Their stories will touch your hearts.

A Best Book of 2011

4 Dec

One of the best mystery novels I read this year. This reviews appeared in Suspense Magazine.

If Thy Right Hand by Robin Lamont

     Ilene Hart is the Chief of Special Prosecutions in the DA’s office, specializing in the prosecution of pedophiles. When a teenage boy she has recently prosecuted is found shot to death, she begins to make connections with suspicious deaths of other sex offenders.

     As a single mother with two sons – one an autistic nineteen year old and the other a rambunctious eleven year old, she struggles to balance the demands of family and career. Then her older son is accused of molesting two young boys at an elementary school where he is working on the computer system.

     At the same time, parents are up in arms over the presence of a rehabilitation facility for young, low risk, convicted sex offenders that has opened in the community. Their protests take on the character of a witch hunt as several parents with fanatical religious beliefs incite the others against Ilene and her son.

     The novel explores the difficulties of a single mother with a demanding career and her relationship with the Chief of Police, a relationship made more difficult by the accusations against her son. Her two sons, one autistic and one “normal,” who have always been close, also struggle to define their relationship when the older is accused of deplorable acts.

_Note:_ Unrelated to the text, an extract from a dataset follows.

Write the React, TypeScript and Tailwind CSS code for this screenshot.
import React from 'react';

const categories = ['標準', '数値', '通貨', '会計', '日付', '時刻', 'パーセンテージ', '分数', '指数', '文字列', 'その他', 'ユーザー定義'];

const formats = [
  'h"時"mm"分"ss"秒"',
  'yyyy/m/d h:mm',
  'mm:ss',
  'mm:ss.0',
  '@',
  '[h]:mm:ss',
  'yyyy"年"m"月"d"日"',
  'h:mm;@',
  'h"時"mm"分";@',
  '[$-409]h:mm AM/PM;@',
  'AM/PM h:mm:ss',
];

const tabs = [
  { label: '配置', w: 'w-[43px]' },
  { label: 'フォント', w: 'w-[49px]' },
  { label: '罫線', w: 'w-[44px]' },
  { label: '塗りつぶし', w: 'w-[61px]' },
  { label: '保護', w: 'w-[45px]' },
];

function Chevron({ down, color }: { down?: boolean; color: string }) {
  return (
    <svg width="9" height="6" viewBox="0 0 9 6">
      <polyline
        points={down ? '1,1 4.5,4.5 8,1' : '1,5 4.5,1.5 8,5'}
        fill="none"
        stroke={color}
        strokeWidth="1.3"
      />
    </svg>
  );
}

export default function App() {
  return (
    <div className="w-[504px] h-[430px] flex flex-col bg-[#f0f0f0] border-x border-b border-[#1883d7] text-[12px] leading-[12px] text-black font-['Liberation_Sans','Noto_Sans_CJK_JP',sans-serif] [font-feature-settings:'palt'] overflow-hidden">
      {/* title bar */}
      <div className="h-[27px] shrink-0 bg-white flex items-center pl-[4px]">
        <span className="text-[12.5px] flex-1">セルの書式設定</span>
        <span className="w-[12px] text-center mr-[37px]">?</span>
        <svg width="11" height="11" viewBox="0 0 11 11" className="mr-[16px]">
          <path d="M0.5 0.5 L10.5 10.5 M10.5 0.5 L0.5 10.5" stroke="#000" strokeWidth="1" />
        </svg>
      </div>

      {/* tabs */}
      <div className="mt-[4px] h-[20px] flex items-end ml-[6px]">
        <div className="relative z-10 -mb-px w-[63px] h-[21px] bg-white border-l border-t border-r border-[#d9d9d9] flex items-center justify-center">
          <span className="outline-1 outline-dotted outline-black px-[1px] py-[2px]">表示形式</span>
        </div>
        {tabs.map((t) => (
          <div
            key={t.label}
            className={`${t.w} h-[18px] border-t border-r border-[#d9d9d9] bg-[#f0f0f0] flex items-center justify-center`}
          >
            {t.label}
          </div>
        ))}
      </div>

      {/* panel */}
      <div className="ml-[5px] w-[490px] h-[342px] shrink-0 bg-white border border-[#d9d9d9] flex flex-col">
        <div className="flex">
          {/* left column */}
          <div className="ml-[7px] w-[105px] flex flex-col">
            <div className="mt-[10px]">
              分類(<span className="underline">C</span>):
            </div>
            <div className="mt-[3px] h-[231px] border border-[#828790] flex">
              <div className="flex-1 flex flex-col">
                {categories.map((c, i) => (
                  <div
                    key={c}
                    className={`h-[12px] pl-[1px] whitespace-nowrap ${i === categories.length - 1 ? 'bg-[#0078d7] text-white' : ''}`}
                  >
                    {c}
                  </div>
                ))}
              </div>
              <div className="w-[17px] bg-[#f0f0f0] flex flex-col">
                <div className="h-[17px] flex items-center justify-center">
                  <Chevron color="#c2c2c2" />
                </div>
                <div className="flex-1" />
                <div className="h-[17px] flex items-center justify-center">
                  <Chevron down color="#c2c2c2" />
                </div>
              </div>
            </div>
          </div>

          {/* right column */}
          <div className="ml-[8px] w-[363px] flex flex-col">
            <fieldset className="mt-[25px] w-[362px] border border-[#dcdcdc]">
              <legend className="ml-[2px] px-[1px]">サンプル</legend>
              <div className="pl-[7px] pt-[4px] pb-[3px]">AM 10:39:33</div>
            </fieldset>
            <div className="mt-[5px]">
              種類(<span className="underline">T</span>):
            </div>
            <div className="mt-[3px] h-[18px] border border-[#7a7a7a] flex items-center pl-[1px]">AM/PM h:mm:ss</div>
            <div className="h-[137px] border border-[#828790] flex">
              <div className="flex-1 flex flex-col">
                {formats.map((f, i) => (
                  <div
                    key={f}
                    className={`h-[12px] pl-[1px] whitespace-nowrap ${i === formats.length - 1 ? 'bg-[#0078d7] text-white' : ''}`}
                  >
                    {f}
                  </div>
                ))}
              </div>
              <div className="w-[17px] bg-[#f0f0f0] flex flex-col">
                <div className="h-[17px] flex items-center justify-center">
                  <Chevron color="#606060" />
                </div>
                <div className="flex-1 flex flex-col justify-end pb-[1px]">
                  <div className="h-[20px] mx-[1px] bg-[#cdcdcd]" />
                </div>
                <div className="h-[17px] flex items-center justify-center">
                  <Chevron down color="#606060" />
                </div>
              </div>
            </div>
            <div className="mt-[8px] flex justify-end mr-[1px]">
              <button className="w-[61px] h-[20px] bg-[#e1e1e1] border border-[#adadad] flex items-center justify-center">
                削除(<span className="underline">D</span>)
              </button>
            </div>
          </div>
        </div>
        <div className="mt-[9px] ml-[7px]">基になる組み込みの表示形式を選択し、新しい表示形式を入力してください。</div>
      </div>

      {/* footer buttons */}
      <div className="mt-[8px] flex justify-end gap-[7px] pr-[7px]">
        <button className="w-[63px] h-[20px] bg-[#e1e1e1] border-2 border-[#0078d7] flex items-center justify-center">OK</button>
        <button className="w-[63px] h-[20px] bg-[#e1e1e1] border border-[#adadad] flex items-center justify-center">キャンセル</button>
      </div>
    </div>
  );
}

     Author Robin Lamont has created characters who struggle with their own inner demons and try to come to terms with what is “normal” for any individual. The tendency for a parent to protect his or her child at all costs often conflicts with the rights of the community at large, and only when the truth is revealed, do we learn the source of the evil.

     Lamont has treated a painful and difficult subject within the context of an enthralling mystery. If Thy Right Hand is a superb first novel. Lamont has created a seamless murder mystery that also serves to educate the reader about  autism, a condition afflicting many children today.